During the May 15 fire, the two youngest children were trapped inside a Pack-and-Play and suffered severe burns across 80 to 95% of their bodies.

The babies were estimated to have to undergo anywhere from 50 to 100 surgeries. According to the prosecution, one of the children will likely have to wear a breathing device for the rest of their life.

Their sibling, a 5-year-old boy, and Davis were able to make it out of the home during the fire.

The cause of the fire is still unknown.

The parental rights of both Pitts and Cabaniss have been terminated and both defendants cannot have contact with the children unless allowed by their adopted parents.

According to the prosecution, Pitts and Cabaniss "knew Davis could hurt the children" and Child Protective Services created a safety plan to prevent the kids from being in Davis's care before the fire.

Pitts had no prior criminal history before the fire.

"The prosecution's theory was not that she had done anything intentionally directly to harm them, but she left them in the care of an aging grandparent and she shouldn't have done that," Todd Ritter, Pitts's attorney, told CBS6.

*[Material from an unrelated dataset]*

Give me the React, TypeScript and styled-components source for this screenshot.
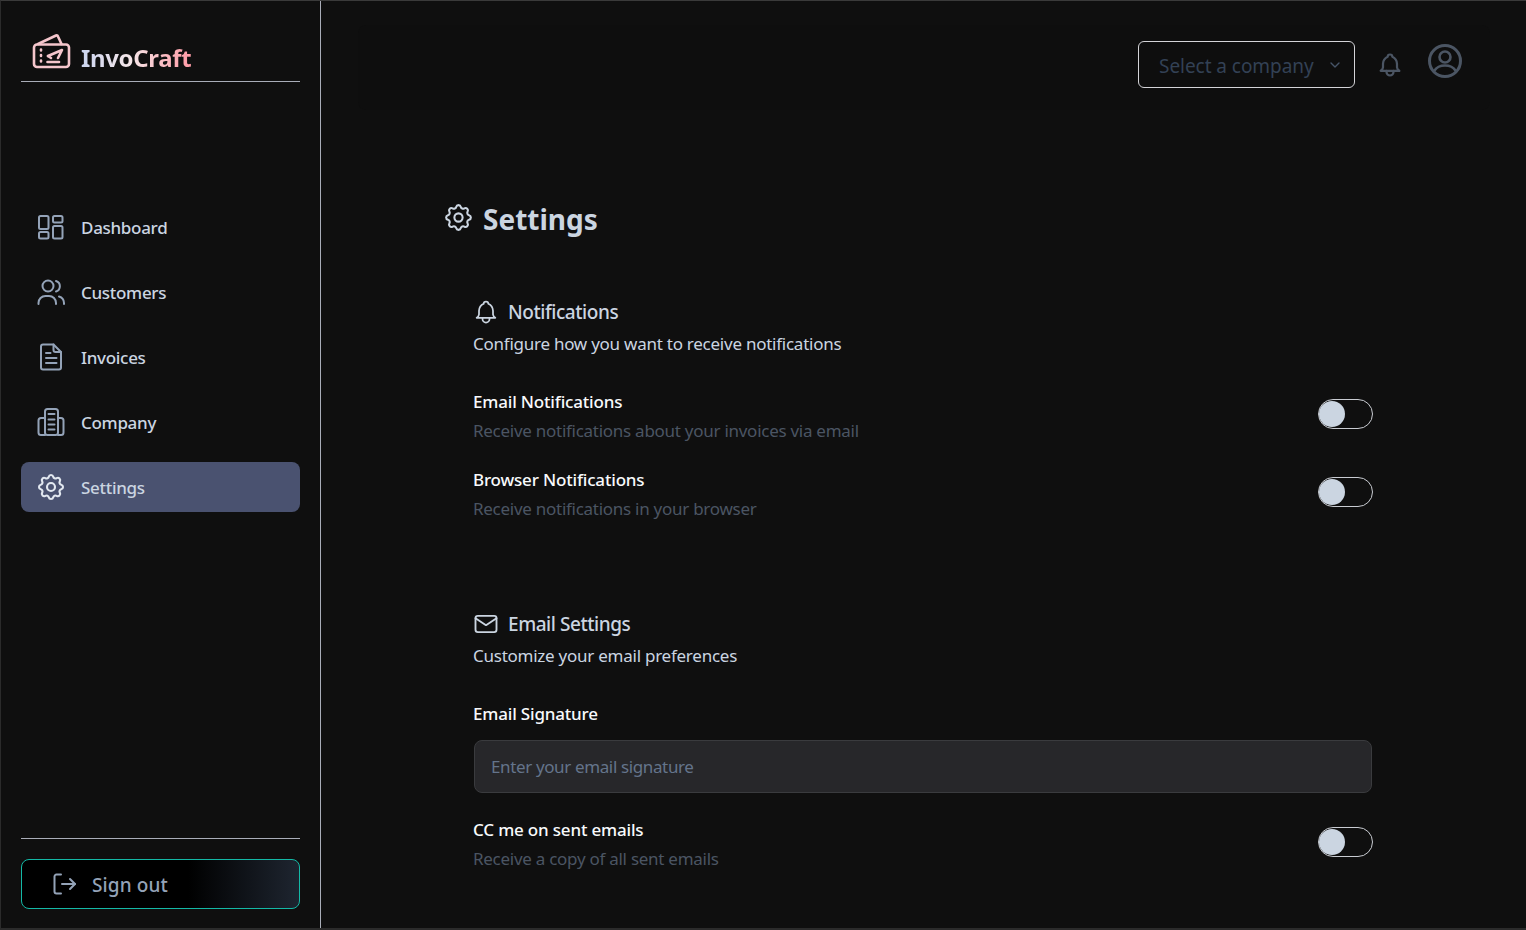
import styled, { createGlobalStyle } from "styled-components";
import { TbSettings, TbBell, TbMail, TbChevronDown } from "react-icons/tb";

const GlobalStyle = createGlobalStyle`
  html, body {
    margin: 0;
    padding: 0;
    height: 100%;
    background: #0f0f0f;
  }
  * { box-sizing: border-box; }
  body {
    font-family: "Noto Sans", "Open Sans", sans-serif;
    overflow: hidden;
  }
`;

const LogoIcon = () => (
  <svg width="40" height="36" viewBox="0 0 40 36" fill="none" stroke="#f5c6cc" strokeWidth="2.6" strokeLinecap="round" strokeLinejoin="round">
    <rect x="3" y="11.500" width="35" height="22.500" rx="3" />
    <path d="M7 11 25 2.500q1.500-.5 2 1L30.500 11" />
    <path d="M10 16.500v1M10 22v1M10 27.500v1" />
    <path d="M17 23 31 17l-4 8" />
    <path d="m17 23 3 2" />
    <path d="M16.500 29H28" />
  </svg>
);

const DashboardIcon = () => (
  <svg width="30" height="30" viewBox="0 0 30 30" fill="none" stroke="currentColor" strokeWidth="2" strokeLinejoin="round">
    <rect x="3" y="4" width="9.500" height="13" rx="1.500" />
    <rect x="17" y="4" width="9.500" height="6.500" rx="1.500" />
    <rect x="3" y="20" width="9.500" height="6.500" rx="1.500" />
    <rect x="17" y="14" width="9.500" height="12.500" rx="1.500" />
  </svg>
);

const UsersIcon = () => (
  <svg width="30" height="30" viewBox="0 0 30 30" fill="none" stroke="currentColor" strokeWidth="2" strokeLinecap="round" strokeLinejoin="round">
    <circle cx="12" cy="9" r="5.500" />
    <path d="M2.500 27v-1a7 7 0 0 1 7-7h3.500a7 7 0 0 1 7 7v1" />
    <path d="M20 4a5.500 5.500 0 0 1 0 10.500" />
    <path d="M23 19.500a7 7 0 0 1 5 6.500v1" />
  </svg>
);

const FileIcon = () => (
  <svg width="30" height="30" viewBox="0 0 30 30" fill="none" stroke="currentColor" strokeWidth="2" strokeLinecap="round" strokeLinejoin="round">
    <path d="M7 2.500h10.500L25 10v15.500a2 2 0 0 1-2 2H7a2 2 0 0 1-2-2v-21a2 2 0 0 1 2-2z" />
    <path d="M17.500 2.500V8a2 2 0 0 0 2 2H25" />
    <path d="M10 11h4.500M10 16h10.500M10 21h10.500" />
  </svg>
);

const BuildingIcon = () => (
  <svg width="30" height="30" viewBox="0 0 30 30" fill="none" stroke="currentColor" strokeWidth="2" strokeLinecap="round" strokeLinejoin="round">
    <rect x="9" y="2" width="13" height="26" rx="2.500" />
    <path d="M9 11H5a2.500 2.500 0 0 0-2.500 2.500v12A2.500 2.500 0 0 0 5 28h4" />
    <path d="M22 11h3a2.500 2.500 0 0 1 2.500 2.500v12A2.500 2.500 0 0 1 25 28h-3" />
    <path d="M12.500 7h6M12.500 12.500h6M12.500 17.500h6M12.500 22.500h6" />
  </svg>
);

const SignOutIcon = () => (
  <svg width="24" height="24" viewBox="0 0 24 24" fill="none" stroke="currentColor" strokeWidth="2" strokeLinecap="round" strokeLinejoin="round">
    <path d="M8 2.500H3.500a2 2 0 0 0-2 2v15a2 2 0 0 0 2 2H8" />
    <path d="M9 12h13" />
    <path d="m17 7 5 5-5 5" />
  </svg>
);

const UserCircleIcon = () => (
  <svg width="36" height="36" viewBox="0 0 36 36" fill="none" stroke="currentColor" strokeWidth="3" strokeLinecap="round">
    <circle cx="18" cy="18" r="15.500" />
    <circle cx="18" cy="14" r="5.500" strokeWidth="2.600" />
    <path d="M7.500 27.500c2.500-4 6.500-5 10.500-5s8 1 10.500 5" strokeWidth="2.600" />
  </svg>
);

const navItems = [
  { title: "Dashboard", icon: <DashboardIcon /> },
  { title: "Customers", icon: <UsersIcon /> },
  { title: "Invoices", icon: <FileIcon /> },
  { title: "Company", icon: <BuildingIcon /> },
  { title: "Settings", icon: <TbSettings size={32} strokeWidth={1.6} />, active: true },
];

const Toggle = () => (
  <Switch>
    <Knob />
  </Switch>
);

export default function App() {
  return (
    <Page>
      <GlobalStyle />
      <Sidebar>
        <Brand>
          <LogoBox>
            <LogoIcon />
          </LogoBox>
          <BrandName>InvoCraft</BrandName>
        </Brand>
        <Nav>
          {navItems.map((item) => (
            <NavItem key={item.title} $active={item.active}>
              <NavIcon $active={item.active}>{item.icon}</NavIcon>
              <span>{item.title}</span>
            </NavItem>
          ))}
        </Nav>
        <SidebarFooter>
          <SignOut>
            <SignOutIcon />
            <span>Sign out</span>
          </SignOut>
        </SidebarFooter>
      </Sidebar>
      <Main>
        <TopBar>
          <CompanySelect>
            <span>Select a company</span>
            <TbChevronDown size={16} />
          </CompanySelect>
          <BellButton>
            <TbBell size={28} strokeWidth={1.9} />
          </BellButton>
          <UserButton>
            <UserCircleIcon />
          </UserButton>
        </TopBar>
        <Content>
          <PageTitle>
            <TbSettings size={33} strokeWidth={1.5} />
            Settings
          </PageTitle>
          <Section>
            <SectionTitle>
              <TbBell size={28} strokeWidth={1.5} />
              Notifications
            </SectionTitle>
            <SectionDesc>Configure how you want to receive notifications</SectionDesc>
            <Rows>
              <Row>
                <div>
                  <RowLabel>Email Notifications</RowLabel>
                  <RowHint>Receive notifications about your invoices via email</RowHint>
                </div>
                <Toggle />
              </Row>
              <Row>
                <div>
                  <RowLabel>Browser Notifications</RowLabel>
                  <RowHint>Receive notifications in your browser</RowHint>
                </div>
                <Toggle />
              </Row>
            </Rows>
          </Section>
          <Section $second>
            <SectionTitle>
              <TbMail size={28} strokeWidth={1.6} />
              Email Settings
            </SectionTitle>
            <SectionDesc>Customize your email preferences</SectionDesc>
            <FieldLabel>Email Signature</FieldLabel>
            <SignatureInput>Enter your email signature</SignatureInput>
            <Row $tight>
              <div>
                <RowLabel>CC me on sent emails</RowLabel>
                <RowHint>Receive a copy of all sent emails</RowHint>
              </div>
              <Toggle />
            </Row>
          </Section>
        </Content>
      </Main>
    </Page>
  );
}

const Page = styled.div`
  display: flex;
  width: 1526px;
  height: 930px;
  background: #0f0f0f;
  border-top: 1px solid #3a3a3a;
  border-bottom: 2px solid #2b2b2b;
  border-left: 1px solid #2b2b2b;
  overflow: hidden;
`;

const Sidebar = styled.aside`
  width: 320px;
  flex: none;
  display: flex;
  flex-direction: column;
  padding: 0 20px 19px;
  border-right: 1px solid #a9adb8;
`;

const Brand = styled.div`
  height: 81px;
  display: flex;
  align-items: flex-end;
  gap: 10px;
  padding: 0 0 7px 10px;
  border-bottom: 1px solid #a9adb8;
`;

const LogoBox = styled.span`
  display: flex;
  margin-bottom: 5px;
`;

const BrandName = styled.span`
  font-size: 24px;
  font-weight: 700;
  line-height: 32px;
  letter-spacing: -0.35px;
  background: linear-gradient(90deg, #cbd5f0 0%, #f5e6e8 45%, #ff9aa5 100%);
  -webkit-background-clip: text;
  background-clip: text;
  color: transparent;
`;

const Nav = styled.nav`
  margin-top: 120px;
  display: flex;
  flex-direction: column;
  gap: 15px;
`;

const NavItem = styled.div<{ $active?: boolean }>`
  height: 50px;
  display: flex;
  align-items: center;
  gap: 15px;
  padding-left: 15px;
  border-radius: 8px;
  font-size: 17px;
  font-weight: 500;
  letter-spacing: -0.3px;
  color: #cbd5e1;
  background: ${(p) => (p.$active ? "#4a5270" : "transparent")};
`;

const NavIcon = styled.span<{ $active?: boolean }>`
  width: 30px;
  height: 30px;
  display: flex;
  align-items: center;
  justify-content: center;
  color: ${(p) => (p.$active ? "#e2e8f0" : "#94a3b8")};
  svg {
    flex: none;
  }
`;

const SidebarFooter = styled.div`
  margin-top: auto;
  padding-top: 20px;
  border-top: 1px solid #a9adb8;
`;

const SignOut = styled.button`
  width: 100%;
  height: 50px;
  display: flex;
  align-items: center;
  gap: 15px;
  padding: 0 0 0 31px;
  border: 1px solid #14b8a6;
  border-radius: 8px;
  background: linear-gradient(90deg, #000 0%, #000 60%, #1e2530 100%);
  color: #94a3b8;
  font-family: inherit;
  font-size: 19px;
  font-weight: 500;
  letter-spacing: 0.1px;
  span {
    margin-top: 2px;
  }
`;

const Main = styled.main`
  flex: 1;
  display: flex;
  flex-direction: column;
  min-width: 0;
`;

const TopBar = styled.header`
  height: 85px;
  flex: none;
  margin: 24px 36px 0 37px;
  display: flex;
  align-items: flex-start;
  justify-content: flex-end;
  padding: 16px 27px 0 0;
  background: #0e0e0e;
  border-radius: 8px;
`;

const CompanySelect = styled.div`
  width: 217px;
  height: 47px;
  flex: none;
  display: flex;
  align-items: center;
  justify-content: space-between;
  padding: 0 11px 0 20px;
  border: 1px solid #d4d4d8;
  border-radius: 6px;
  color: #334155;
  font-size: 19px;
  letter-spacing: -0.05px;
  span {
    margin-top: 2px;
  }
  svg {
    color: #475569;
  }
`;

const BellButton = styled.div`
  margin: 10px 0 0 21px;
  color: #4b5563;
  display: flex;
`;

const UserButton = styled.div`
  margin: 2px 0 0 23px;
  color: #4b5563;
  display: flex;
`;

const Content = styled.div`
  padding: 86px 153px 0 121px;
`;

const PageTitle = styled.h1`
  margin: 0;
  display: flex;
  align-items: center;
  gap: 8px;
  height: 46px;
  font-size: 28px;
  font-weight: 700;
  color: #cbd5e1;
  svg {
    margin-top: -4px;
  }
`;

const Section = styled.section<{ $second?: boolean }>`
  margin: ${(p) => (p.$second ? "85px" : "54px")} 0 0 31px;
`;

const SectionTitle = styled.h2`
  margin: 0;
  height: 32px;
  display: flex;
  align-items: center;
  gap: 8px;
  font-size: 19px;
  font-weight: 500;
  letter-spacing: -0.45px;
  color: #cbd5e1;
  svg {
    margin-left: -1px;
  }
`;

const SectionDesc = styled.p`
  margin: 1px 0 0;
  font-size: 17px;
  line-height: 30px;
  letter-spacing: -0.25px;
  color: #cbd5e1;
`;

const Rows = styled.div`
  margin-top: 28px;
  display: flex;
  flex-direction: column;
  gap: 20px;
`;

const Row = styled.div<{ $tight?: boolean }>`
  display: flex;
  align-items: center;
  justify-content: space-between;
  margin-top: ${(p) => (p.$tight ? "22px" : "0")};
`;

const RowLabel = styled.div`
  font-size: 17px;
  font-weight: 500;
  line-height: 29px;
  letter-spacing: -0.18px;
  color: #f8fafc;
`;

const RowHint = styled.div`
  font-size: 17px;
  line-height: 29px;
  letter-spacing: -0.27px;
  color: #4b5563;
`;

const FieldLabel = styled.div`
  margin-top: 28px;
  font-size: 17px;
  font-weight: 500;
  line-height: 29px;
  letter-spacing: -0.18px;
  color: #f8fafc;
`;

const SignatureInput = styled.div`
  margin: 12px 1px 0;
  height: 53px;
  display: flex;
  align-items: center;
  padding: 0 16px;
  border: 1px solid #3a3b3e;
  border-radius: 8px;
  background: #27272a;
  color: #64748b;
  font-size: 17px;
  letter-spacing: -0.37px;
`;

const Switch = styled.div`
  width: 55px;
  height: 30px;
  flex: none;
  margin-bottom: 5px;
  display: flex;
  align-items: center;
  border: 1px solid #c9ccd2;
  border-radius: 15px;
`;

const Knob = styled.span`
  width: 26px;
  height: 26px;
  border-radius: 50%;
  background: #cbd5e1;
`;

Ritter said she'd faced backlash in person and over social media for the incident, claiming she was responsible for setting the fire.

"We just wanted the community to know that she did not undertake any deliberate or intentional action to hurt her children," Ritter said. "She was not even at the location when the fire occurred."

Pitts will serve one and a half years of active time as part of the agreement.

"She's hurting as a parent, she hurts for the children and the lasting damage that they will have to live with," Ritter said.